Data extract
* start *
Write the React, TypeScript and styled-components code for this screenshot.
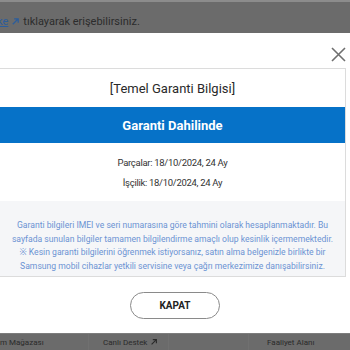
import React from 'react';
import styled, { createGlobalStyle } from 'styled-components';

const GlobalStyle = createGlobalStyle`
  html, body {
    margin: 0;
    padding: 0;
    background: #ffffff;
    font-family: Roboto, "Noto Sans", sans-serif;
  }
`;

const noticeLines = [
  'Garanti bilgileri IMEI ve seri numarasına göre tahmini olarak hesaplanmaktadır. Bu',
  'sayfada sunulan bilgiler tamamen bilgilendirme amaçlı olup kesinlik içermemektedir.',
  '※ Kesin garanti bilgilerini öğrenmek istiyorsanız, satın alma belgenizle birlikte bir',
  'Samsung mobil cihazlar yetkili servisine veya çağrı merkezimize danışabilirsiniz.',
];

const footerLinks = [
  { label: 'm Mağazası', arrow: false },
  { label: 'Canlı Destek', arrow: true },
  { label: '', arrow: false },
  { label: 'Faaliyet Alanı', arrow: false },
];

function ArrowIcon({ color, size = 9 }: { color: string; size?: number }) {
  return (
    <svg width={size} height={size} viewBox="0 0 10 10">
      <path d="M2 8 L8 2 M3.5 2 H8 V6.5" stroke={color} strokeWidth="1.4" fill="none" />
    </svg>
  );
}

export default function App() {
  return (
    <>
      <GlobalStyle />
      <Page>
        <TopBar>
          <TopText>
            <LinkText>ke</LinkText>
            <ArrowIcon color="#2b5d9c" />
            <span>tıklayarak erişebilirsiniz.</span>
          </TopText>
        </TopBar>

        <Modal>
          <CloseRow>
            <CloseButton aria-label="kapat">
              <svg width="15" height="15" viewBox="0 0 15 15">
                <path d="M1 1 L14 14 M14 1 L1 14" stroke="#6f6f6f" strokeWidth="1.6" />
              </svg>
            </CloseButton>
          </CloseRow>

          <Card>
            <Heading>[Temel Garanti Bilgisi]</Heading>
            <StatusBand>Garanti Dahilinde</StatusBand>
            <Dates>
              <DateLine>Parçalar: 18/10/2024, 24 Ay</DateLine>
              <DateLine>İşçilik: 18/10/2024, 24 Ay</DateLine>
            </Dates>
            <Notice>
              {noticeLines.map((line) => (
                <NoticeLine key={line}>{line}</NoticeLine>
              ))}
            </Notice>
          </Card>

          <ButtonRow>
            <CloseAction>KAPAT</CloseAction>
          </ButtonRow>
        </Modal>

        <Footer>
          {footerLinks.map((link, i) => (
            <FooterCell key={i}>
              {link.label}
              {link.arrow && <ArrowIcon color="#2a2a2a" size={8} />}
            </FooterCell>
          ))}
        </Footer>
      </Page>
    </>
  );
}

const Page = styled.div`
  width: 350px;
  height: 350px;
  display: flex;
  flex-direction: column;
  overflow: hidden;
`;

const TopBar = styled.div`
  height: 31px;
  flex-shrink: 0;
  background: #6b6b6b;
  border-top: 2px solid #8c8c8c;
  display: flex;
  align-items: flex-end;
`;

const TopText = styled.div`
  display: flex;
  align-items: center;
  gap: 3px;
  font-size: 11px;
  color: #2c2c2c;
  margin-left: -3px;
  padding-bottom: 5px;
`;

const LinkText = styled.span`
  color: #2b5d9c;
  text-decoration: underline;
`;

const Modal = styled.div`
  flex: 1;
  min-height: 0;
  display: flex;
  flex-direction: column;
  background: #ffffff;
`;

const CloseRow = styled.div`
  height: 35px;
  flex-shrink: 0;
  display: flex;
  justify-content: flex-end;
  align-items: flex-end;
  padding-right: 4px;
  padding-bottom: 6px;
  box-sizing: border-box;
`;

const CloseButton = styled.button`
  border: none;
  background: none;
  padding: 0;
  width: 15px;
  height: 15px;
  display: flex;
`;

const Card = styled.div`
  margin-left: -1px;
  margin-right: 4px;
  border: 1px solid #dcdcdc;
`;

const Heading = styled.div`
  height: 38px;
  display: flex;
  align-items: center;
  justify-content: center;
  font-size: 13px;
  color: #2a2a2a;
`;

const StatusBand = styled.div`
  height: 36px;
  display: flex;
  align-items: center;
  justify-content: center;
  background: #0672c8;
  color: #ffffff;
  font-size: 13px;
  font-weight: 700;
`;

const Dates = styled.div`
  padding: 10px 0 8px;
  display: flex;
  flex-direction: column;
  align-items: center;
`;

const DateLine = styled.div`
  font-size: 9.5px;
  letter-spacing: -0.3px;
  line-height: 20px;
  color: #333333;
`;

const Notice = styled.div`
  background: #f5f6f8;
  padding: 18px 0 3px;
  display: flex;
  flex-direction: column;
  align-items: center;
`;

const NoticeLine = styled.div`
  font-size: 8.6px;
  line-height: 13.5px;
  color: #6b93d3;
  white-space: nowrap;
`;

const ButtonRow = styled.div`
  flex: 1;
  display: flex;
  justify-content: center;
  align-items: flex-start;
  padding-top: 15px;
`;

const CloseAction = styled.button`
  width: 90px;
  height: 27px;
  border: 1px solid #8a8a8a;
  border-radius: 14px;
  background: #ffffff;
  font-family: Roboto, sans-serif;
  font-size: 10px;
  font-weight: 700;
  color: #222222;
  padding: 0;
`;

const Footer = styled.div`
  height: 16px;
  flex-shrink: 0;
  background: #6b6b6b;
  border-top: 1px solid #7d7d7d;
  display: grid;
  grid-template-columns: 88px 80px 80px 1fr;
`;

const FooterCell = styled.div`
  display: flex;
  align-items: center;
  gap: 3px;
  padding-left: 14px;
  font-size: 8px;
  color: #2a2a2a;
  white-space: nowrap;
  &:first-child {
    padding-left: 0;
  }
  &:not(:first-child) {
    border-left: 1px solid #707070;
  }
  &:nth-child(4) {
    padding-left: 18px;
  }
`;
* end *
Written task
Print the data above verbatim from the first line through the line holding "</CloseRow>", leaving every picture out.

Result below
Write the React, TypeScript and styled-components code for this screenshot.
import React from 'react';
import styled, { createGlobalStyle } from 'styled-components';

const GlobalStyle = createGlobalStyle`
  html, body {
    margin: 0;
    padding: 0;
    background: #ffffff;
    font-family: Roboto, "Noto Sans", sans-serif;
  }
`;

const noticeLines = [
  'Garanti bilgileri IMEI ve seri numarasına göre tahmini olarak hesaplanmaktadır. Bu',
  'sayfada sunulan bilgiler tamamen bilgilendirme amaçlı olup kesinlik içermemektedir.',
  '※ Kesin garanti bilgilerini öğrenmek istiyorsanız, satın alma belgenizle birlikte bir',
  'Samsung mobil cihazlar yetkili servisine veya çağrı merkezimize danışabilirsiniz.',
];

const footerLinks = [
  { label: 'm Mağazası', arrow: false },
  { label: 'Canlı Destek', arrow: true },
  { label: '', arrow: false },
  { label: 'Faaliyet Alanı', arrow: false },
];

function ArrowIcon({ color, size = 9 }: { color: string; size?: number }) {
  return (
    <svg width={size} height={size} viewBox="0 0 10 10">
      <path d="M2 8 L8 2 M3.5 2 H8 V6.5" stroke={color} strokeWidth="1.4" fill="none" />
    </svg>
  );
}

export default function App() {
  return (
    <>
      <GlobalStyle />
      <Page>
        <TopBar>
          <TopText>
            <LinkText>ke</LinkText>
            <ArrowIcon color="#2b5d9c" />
            <span>tıklayarak erişebilirsiniz.</span>
          </TopText>
        </TopBar>

        <Modal>
          <CloseRow>
            <CloseButton aria-label="kapat">
              <svg width="15" height="15" viewBox="0 0 15 15">
                <path d="M1 1 L14 14 M14 1 L1 14" stroke="#6f6f6f" strokeWidth="1.6" />
              </svg>
            </CloseButton>
          </CloseRow>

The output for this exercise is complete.